26. As stated supra, the aforesaid documents to be received as additional evidence relates to much prior to the institution of the suit itself. During the pendency of the suit before the trial Court or during the pendency of the first appeal before the First Appellate Court, the appellants did not venture to file these documents. It is well settled that “in the absence of pleadings, the evidence if any, produced by the parties cannot be considered” and it is also equally well settled that “no party should be permitted to travel beyond its pleadings and that all necessary and material facts shall be pleaded by a party in support of the case set up by the party”. Moreover, except bold statement in the affidavit of the petitioner that in view of the illiteracy of the appellants, they could not file the documents enclosed along with the petition either before the trial Court or before the First Appellate Court, no explanation is offered by the plaintiff about non-filing of these documents either before the trial Court or before the First Appellate Court.

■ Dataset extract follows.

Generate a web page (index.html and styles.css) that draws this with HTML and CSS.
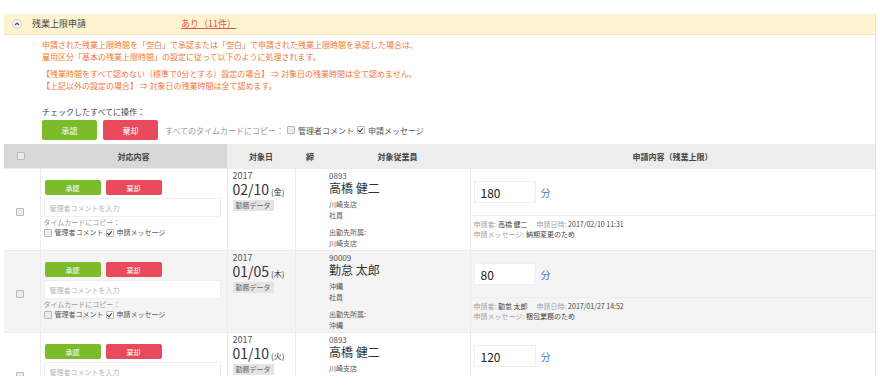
FILE: index.html
```html
<!DOCTYPE html>
<html lang="ja">
  <head>
    <meta charset="utf-8" />
    <link rel="stylesheet" href="styles.css">
    <title>残業上限申請</title>
  </head>
  <body>
    <div class="page">
      <div class="section-bar">
        <span class="toggle">
          <svg width="10" height="10" viewBox="0 0 10 10"><circle cx="5" cy="5" r="4.5" fill="#f2f2f2" stroke="#cfcfcf"/><polyline points="3,6 5,4 7,6" fill="none" stroke="#555" stroke-width="1.2"/></svg>
        </span>
        <span class="section-title">残業上限申請</span>
        <a class="section-count" href="#">あり（11件）</a>
      </div>

      <div class="notice">
        <p>申請された残業上限時間を「空白」で承認または「空白」で申請された残業上限時間を承認した場合は、<br>雇用区分「基本の残業上限時間」の設定に従って以下のように処理されます。</p>
        <p>【残業時間をすべて認めない（標準で0分とする）設定の場合】 ⇒ 対象日の残業時間は全て認めません。<br>【上記以外の設定の場合】 ⇒ 対象日の残業時間は全て認めます。</p>
      </div>

      <div class="bulk">
        <div class="bulk-label">チェックしたすべてに操作：</div>
        <div class="bulk-actions">
          <button class="btn btn-approve">承認</button>
          <button class="btn btn-reject">棄却</button>
          <span class="copy-label">すべてのタイムカードにコピー：</span>
          <span class="check"><span class="cb"></span>管理者コメント</span>
          <span class="check"><span class="cb on"></span>申請メッセージ</span>
        </div>
      </div>

      <table class="requests">
        <colgroup>
          <col class="c-check"><col class="c-action"><col class="c-date"><col class="c-close"><col class="c-emp"><col class="c-app">
        </colgroup>
        <thead>
          <tr>
            <th class="th-dark"><span class="cb"></span></th>
            <th class="th-dark">対応内容</th>
            <th>対象日</th>
            <th>締</th>
            <th>対象従業員</th>
            <th>申請内容（残業上限）</th>
          </tr>
        </thead>
        <tbody>
          <tr>
            <td class="col-check"><span class="cb"></span></td>
            <td class="col-action">
              <div class="row-buttons">
                <button class="btn btn-sm btn-approve">承認</button>
                <button class="btn btn-sm btn-reject">棄却</button>
              </div>
              <div class="comment-box">管理者コメントを入力</div>
              <div class="copy-row">タイムカードにコピー：</div>
              <div class="copy-checks">
                <span class="check"><span class="cb"></span>管理者コメント</span>
                <span class="check"><span class="cb on"></span>申請メッセージ</span>
              </div>
            </td>
            <td class="col-date">
              <div class="year">2017</div>
              <div class="day">02/10<span class="weekday">(金)</span></div>
              <div class="badge">勤務データ</div>
            </td>
            <td class="col-close"></td>
            <td class="col-emp">
              <div class="emp-code">0893</div>
              <div class="emp-name">高橋 健二</div>
              <div class="emp-info">川崎支店<br>社員</div>
              <div class="emp-info emp-dest">出勤先所属:<br>川崎支店</div>
            </td>
            <td class="col-app">
              <div class="app-value"><span class="minutes">180</span><span class="unit">分</span></div>
              <div class="app-meta">
                <span class="meta-key">申請者:</span> 高橋 健二<span class="meta-key meta-gap">申請日時:</span> 2017/02/10 11:31<br>
                <span class="meta-key">申請メッセージ:</span> 納期変更のため
              </div>
            </td>
          </tr>
          <tr class="alt">
            <td class="col-check"><span class="cb"></span></td>
            <td class="col-action">
              <div class="row-buttons">
                <button class="btn btn-sm btn-approve">承認</button>
                <button class="btn btn-sm btn-reject">棄却</button>
              </div>
              <div class="comment-box">管理者コメントを入力</div>
              <div class="copy-row">タイムカードにコピー：</div>
              <div class="copy-checks">
                <span class="check"><span class="cb"></span>管理者コメント</span>
                <span class="check"><span class="cb on"></span>申請メッセージ</span>
              </div>
            </td>
            <td class="col-date">
              <div class="year">2017</div>
              <div class="day">01/05<span class="weekday">(木)</span></div>
              <div class="badge">勤務データ</div>
            </td>
            <td class="col-close"></td>
            <td class="col-emp">
              <div class="emp-code">90009</div>
              <div class="emp-name">勤怠 太郎</div>
              <div class="emp-info">沖縄<br>社員</div>
              <div class="emp-info emp-dest">出勤先所属:<br>沖縄</div>
            </td>
            <td class="col-app">
              <div class="app-value"><span class="minutes">80</span><span class="unit">分</span></div>
              <div class="app-meta">
                <span class="meta-key">申請者:</span> 勤怠 太郎<span class="meta-key meta-gap">申請日時:</span> 2017/01/27 14:52<br>
                <span class="meta-key">申請メッセージ:</span> 梱包業務のため
              </div>
            </td>
          </tr>
          <tr>
            <td class="col-check"><span class="cb"></span></td>
            <td class="col-action">
              <div class="row-buttons">
                <button class="btn btn-sm btn-approve">承認</button>
                <button class="btn btn-sm btn-reject">棄却</button>
              </div>
              <div class="comment-box">管理者コメントを入力</div>
              <div class="copy-row">タイムカードにコピー：</div>
              <div class="copy-checks">
                <span class="check"><span class="cb"></span>管理者コメント</span>
                <span class="check"><span class="cb on"></span>申請メッセージ</span>
              </div>
            </td>
            <td class="col-date">
              <div class="year">2017</div>
              <div class="day">01/10<span class="weekday">(火)</span></div>
              <div class="badge">勤務データ</div>
            </td>
            <td class="col-close"></td>
            <td class="col-emp">
              <div class="emp-code">0893</div>
              <div class="emp-name">高橋 健二</div>
              <div class="emp-info">川崎支店<br>社員</div>
              <div class="emp-info emp-dest">出勤先所属:<br>川崎支店</div>
            </td>
            <td class="col-app">
              <div class="app-value"><span class="minutes">120</span><span class="unit">分</span></div>
              <div class="app-meta">
                <span class="meta-key">申請者:</span> 高橋 健二<span class="meta-key meta-gap">申請日時:</span> 2017/01/12 09:05<br>
                <span class="meta-key">申請メッセージ:</span> 納期変更のため
              </div>
            </td>
          </tr>
        </tbody>
      </table>
    </div>
  </body>
</html>
```

FILE: styles.css
```css
html,
body {
  margin: 0;
  overflow: hidden;
}

body {
  background-color: #fff;
  color: #444;
  font-family: "Noto Sans CJK JP", sans-serif;
}

.page {
  margin: 14px 0 0 4px;
  width: 872px;
  height: 362px;
  overflow: hidden;
  border-right: 1px solid #e4e4e4;
  box-sizing: border-box;
}

/* section header */

.section-bar {
  display: flex;
  align-items: center;
  height: 21px;
  background: #fdf3cf;
  border-bottom: 1px solid #f4e7bd;
  box-sizing: border-box;
  font-size: 9px;
  line-height: 12px;
}

.toggle {
  display: flex;
  margin-left: 8px;
}

.section-title {
  width: 149px;
  margin-left: 10px;
  color: #444;
}

.section-count {
  color: #e2524c;
  text-decoration: underline;
}

.notice {
  padding-left: 38px;
  color: #f07838;
  font-size: 8px;
  line-height: 12px;
}

.notice p {
  margin: 4px 0 0;
}

.notice p + p {
  margin-top: 5px;
}

/* bulk actions */

.bulk {
  padding-left: 38px;
  margin-top: 14px;
}

.bulk-label {
  font-size: 8px;
  line-height: 12px;
  color: #444;
}

.bulk-actions {
  display: flex;
  align-items: center;
  margin-top: 2px;
}

.btn {
  border: 0;
  border-radius: 2px;
  padding: 0;
  color: #fff;
  font-family: inherit;
  font-size: 8px;
  width: 55px;
  height: 20px;
}

.btn-approve {
  background: #7cbb2a;
}

.btn-reject {
  background: #e94a5b;
  margin-left: 6px;
}

.copy-label {
  margin-left: 7px;
  color: #9a9a9a;
  font-size: 8px;
}

.check {
  display: inline-flex;
  align-items: center;
  color: #555;
  font-size: 8px;
  margin-left: 3px;
}

.cb {
  display: inline-block;
  width: 6px;
  height: 6px;
  border: 1px solid #b9b9b9;
  background: #ececec;
  border-radius: 1px;
  margin-right: 3px;
  position: relative;
}

.cb.on {
  background: #fff;
}

.cb.on::after {
  content: "";
  position: absolute;
  left: 1px;
  top: 0;
  width: 2px;
  height: 4px;
  border: solid #333;
  border-width: 0 1px 1px 0;
  transform: rotate(40deg);
}

/* table */

.requests {
  margin-top: 4px;
  width: 871px;
  border-collapse: collapse;
  table-layout: fixed;
}

.c-check { width: 36px; }
.c-action { width: 187px; }
.c-date { width: 68px; }
.c-close { width: 30px; }
.c-emp { width: 145px; }

.requests th {
  height: 24px;
  padding: 0;
  background: #ededed;
  font-size: 8px;
  font-weight: bold;
  color: #444;
  text-align: center;
}

.requests th.th-dark {
  background: #d8d8d8;
}

.requests td {
  padding: 0;
  vertical-align: top;
  border-top: 1px solid #ececec;
  line-height: 11px;
}

.requests tbody tr {
  height: 82px;
}

.requests tr.alt td {
  background: #f4f4f4;
}

.col-check {
  text-align: center;
  border-right: 1px solid #ececec;
}

.requests td.col-check {
  vertical-align: middle;
}

.col-action {
  padding: 11px 6px 0 3px !important;
  border-right: 1px solid #ececec;
}

.row-buttons {
  display: flex;
  gap: 5px;
  margin-left: 1px;
}

.btn-sm {
  width: 56px;
  height: 15px;
  font-size: 7px;
}

.btn-sm.btn-reject {
  margin-left: 0;
}

.comment-box {
  margin-top: 3px;
  height: 19px;
  line-height: 19px;
  padding-left: 5px;
  background: #fff;
  border: 1px solid #efefef;
  box-sizing: border-box;
  color: #b5b5b5;
  font-size: 7px;
}

.copy-row {
  color: #999;
  font-size: 7px;
  line-height: 10px;
}

.copy-checks {
  display: flex;
  line-height: 11px;
}

.copy-checks .check {
  font-size: 7px;
  margin-left: 0;
  margin-right: 2px;
}

.col-date {
  padding: 1px 0 0 5px !important;
  border-right: 1px solid #ececec;
}

.year {
  font-size: 9px;
  line-height: 12px;
  color: #555;
}

.day {
  font-size: 14px;
  line-height: 14px;
  color: #333;
}

.weekday {
  font-size: 8px;
  margin-left: 2px;
}

.badge {
  width: fit-content;
  margin-top: 1px;
  padding: 0 3px;
  background: #e4e4e4;
  color: #666;
  font-size: 7px;
  line-height: 11px;
}

.col-emp {
  padding: 2px 0 0 4px !important;
  border-right: 1px solid #ececec;
}

.emp-code {
  font-size: 8px;
  line-height: 10px;
  color: #555;
}

.emp-name {
  font-size: 12px;
  line-height: 14px;
  color: #333;
}

.emp-info {
  margin-top: 4px;
  font-size: 7px;
  line-height: 11px;
  color: #555;
}

.emp-info.emp-dest {
  margin-top: 6px;
}

.app-value {
  display: flex;
  align-items: center;
  height: 47px;
  padding: 0 0 0 3px;
  border-bottom: 1px solid #ececec;
  box-sizing: border-box;
}

.minutes {
  width: 62px;
  height: 22px;
  line-height: 22px;
  padding-left: 6px;
  box-sizing: border-box;
  background: #fff;
  border: 1px solid #f0f0f0;
  font-size: 12px;
  color: #222;
}

.unit {
  margin-left: 5px;
  color: #3b7dd8;
  font-size: 10px;
}

.app-meta {
  padding: 3px 0 0 3px;
  font-size: 7px;
  line-height: 10px;
  color: #444;
}

.meta-key {
  color: #a5a5a5;
}

.meta-gap {
  margin-left: 9px;
}
```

The said delay explained by the plaintiffs is not at all justifiable and the said reason cannot be considered in a second appellate stage that too when a party, who approached the Civil Court for seeking relief of declaration of title way back in the year 2010, failed to produce the said evidence either before the trial Court or before the First Appellate Court. Therefore, there are no grounds to allow the Interlocutory Application vide I.A.No.1 of 2024, filed by the petitioners.
27. In the result, I.A.No.1 of 2024 in S.A.No.568 of 2024 and S.A.No.568 of 2024 are dismissed, confirming the judgments and decrees of both the Courts below. Considering the facts and circumstances of the case, each party do bear their own costs in the second appeal.
As a sequel, miscellaneous petitions, if any, pending in the Second Appeal shall stand closed.